Control cost before finance asks hard questions
AI costs usually become visible after adoption succeeds, which is exactly the wrong time to discover that no one can manage them. A gateway helps because it can enforce quotas by team, shift routine workloads to cheaper models, cache repeated requests, and alert owners when usage patterns drift. It also creates the data needed for showback or chargeback, which matters once multiple departments rely on shared AI infrastructure.
Cost control should not mean blindly downgrading model quality. The better approach is to map workloads to value. If a premium model reduces human review time in a revenue-generating workflow, that may be a good trade. If the same model is summarizing internal status notes that no one reads, it probably is not. The gateway gives you the levers to make those tradeoffs deliberately.
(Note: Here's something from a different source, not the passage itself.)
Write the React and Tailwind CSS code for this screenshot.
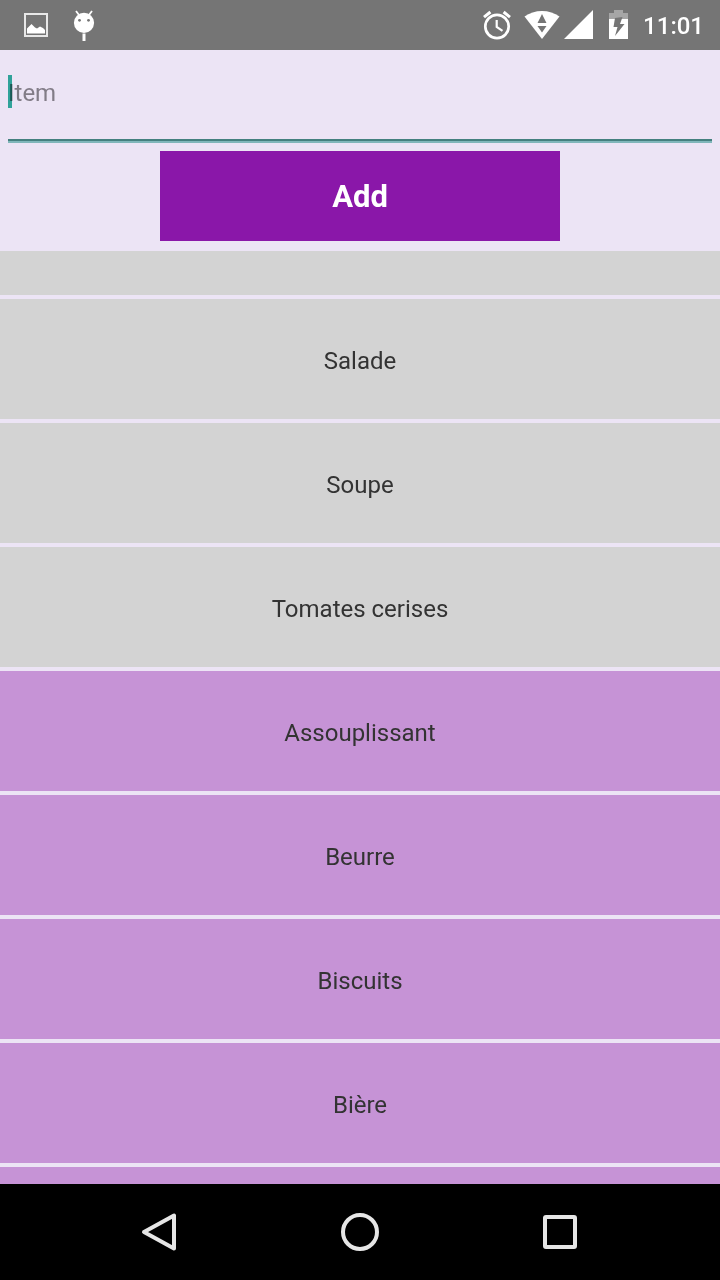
import React, { useState } from 'react';
import { clsx } from 'clsx';

const initialItems = [
  { name: 'Salade', done: true },
  { name: 'Soupe', done: true },
  { name: 'Tomates cerises', done: true },
  { name: 'Assouplissant', done: false },
  { name: 'Beurre', done: false },
  { name: 'Biscuits', done: false },
  { name: 'Bière', done: false },
];

const StatusBar = () => {
  return (
    <header className="flex h-[50px] shrink-0 items-center justify-between bg-[#757575] pl-6 pr-4 text-white">
      <div className="flex items-center gap-6">
        <svg width="24" height="24" viewBox="0 0 24 24" fill="none">
          <rect x="1" y="1" width="22" height="22" stroke="#e8e8e8" strokeWidth="2" />
          <path d="M3 20.5V15.5L7.5 11L11 14.5L13 15.5L16 13.5L19 15L21 17V20.5Z" fill="#fff" />
        </svg>
        <svg width="24" height="32" viewBox="0 0 24 32" fill="none">
          <path d="M4 2L7 6M20 2L17 6" stroke="#fff" strokeWidth="1.8" />
          <circle cx="12" cy="13.8" r="10.1" fill="#fff" />
          <circle cx="7.5" cy="11.3" r="1.4" fill="#757575" />
          <circle cx="16.5" cy="11.3" r="1.4" fill="#757575" />
          <path d="M12 24.5V32" stroke="#fff" strokeWidth="3" />
        </svg>
      </div>

      <div className="flex items-center">
        <svg width="30" height="30" viewBox="0 0 30 30" fill="none" stroke="#fff">
          <circle cx="15" cy="16.5" r="11.7" strokeWidth="2.7" />
          <path d="M14.7 10V17L20.5 20.8" strokeWidth="2.2" />
          <path d="M2 7.2L8.4 2M28 7.2L21.6 2" strokeWidth="3" />
        </svg>
        <svg className="ml-3" width="36" height="30" viewBox="0 0 36 30">
          <path d="M0.5 6.5C10 -1 26 -1 35.5 6.5L18 29Z" fill="#fff" />
          <path d="M18 4L22.5 13H13.5ZM13.5 16H22.5L18 22.5Z" fill="#757575" />
        </svg>
        <svg className="ml-1" width="29" height="30" viewBox="0 0 29 30">
          <path d="M0 29L29 0V29Z" fill="#fff" />
        </svg>
        <svg className="ml-4" width="19" height="30" viewBox="0 0 19 30">
          <path d="M5 0H14V3H19V10H0V3H5Z" fill="#a6a6a6" />
          <path d="M0 9H19V29H0Z" fill="#fff" />
          <path d="M13.5 7L6 8L4.5 17H8.5L6 26L15.5 14H11Z" fill="#757575" />
        </svg>
        <time className="ml-[15px] pt-px text-2xl font-medium">11:01</time>
      </div>
    </header>
  );
};

const NavBar = () => {
  return (
    <nav className="flex h-24 shrink-0 items-center justify-center gap-40 bg-black">
      <button type="button" aria-label="Back">
        <svg width="40" height="40" viewBox="0 0 40 40" fill="none">
          <path d="M4 20L34 3.5V36.5Z" stroke="#e6e6e6" strokeWidth="4" strokeLinejoin="round" />
        </svg>
      </button>
      <button type="button" aria-label="Home">
        <svg width="40" height="40" viewBox="0 0 40 40" fill="none">
          <circle cx="20" cy="20" r="17" stroke="#e6e6e6" strokeWidth="4" />
        </svg>
      </button>
      <button type="button" aria-label="Recent apps">
        <svg width="40" height="40" viewBox="0 0 40 40" fill="none">
          <rect x="5" y="5" width="30" height="30" rx="1" stroke="#e6e6e6" strokeWidth="4" />
        </svg>
      </button>
    </nav>
  );
};

const App = () => {
  const [items, setItems] = useState(initialItems);
  const [text, setText] = useState('');

  const addItem = (e) => {
    e.preventDefault();
    if (!text.trim()) return;
    setItems([...items, { name: text.trim(), done: false }]);
    setText('');
  };

  const toggleItem = (i) => {
    setItems(items.map((item, j) => (j === i ? { ...item, done: !item.done } : item)));
  };

  return (
    <div className="flex h-screen flex-col bg-[#ece4f5] font-[Roboto,sans-serif]">
      <StatusBar />

      <form onSubmit={addItem} className="flex shrink-0 flex-col items-center gap-2 px-2 pb-[10px]">
        <div className="relative w-full border-b-2 border-[#80b6ba]">
          <input
            type="text"
            aria-label="Item"
            placeholder="Item"
            value={text}
            onChange={(e) => setText(e.target.value)}
            className="block w-full border-b-2 border-[#44807f] pt-[27px] pb-[30px] text-2xl text-[#333333] caret-[#2fa598] outline-none placeholder:text-[#827c87]"
          />
          {!text && (
            <span className="absolute left-0 top-[25px] h-[33px] w-1 bg-[#33b5a0] mix-blend-multiply" />
          )}
        </div>
        <button
          type="submit"
          className="h-[90px] w-[400px] max-w-full bg-[#8a17a9] pt-[3px] text-[31px] font-bold text-white"
        >
          Add
        </button>
      </form>

      <ul className="flex min-h-0 flex-1 flex-col gap-1 overflow-hidden">
        <li className="h-11 shrink-0 bg-[#d3d3d3]" />
        {items.map((item, i) => (
          <li key={i} className="shrink-0">
            <button
              type="button"
              onClick={() => toggleItem(i)}
              className={clsx(
                'h-[120px] w-full pt-1 text-2xl text-[#333333]',
                item.done ? 'bg-[#d3d3d3]' : 'bg-[#c693d6]'
              )}
            >
              {item.name}
            </button>
          </li>
        ))}
        <li className="h-[120px] shrink-0 bg-[#c693d6]" />
      </ul>

      <NavBar />
    </div>
  );
};

export default App;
Start small, but build the control plane on purpose
You do not need a massive platform program to get started. Many teams begin with a small internal service that standardizes model credentials, request metadata, and logging for one or two important workloads. From there, they add policy checks, routing logic, and dashboards as adoption grows. The key is to design for central control early, even if the first version is intentionally lightweight.
AI adoption is speeding up, and model ecosystems will keep shifting underneath it. Companies that rely on direct, unmanaged integrations will spend more time untangling operational messes than delivering value. Companies that build an internal AI gateway create leverage. They gain model flexibility, clearer governance, better resilience, and a saner cost story, all without forcing every team to solve the same infrastructure problem alone.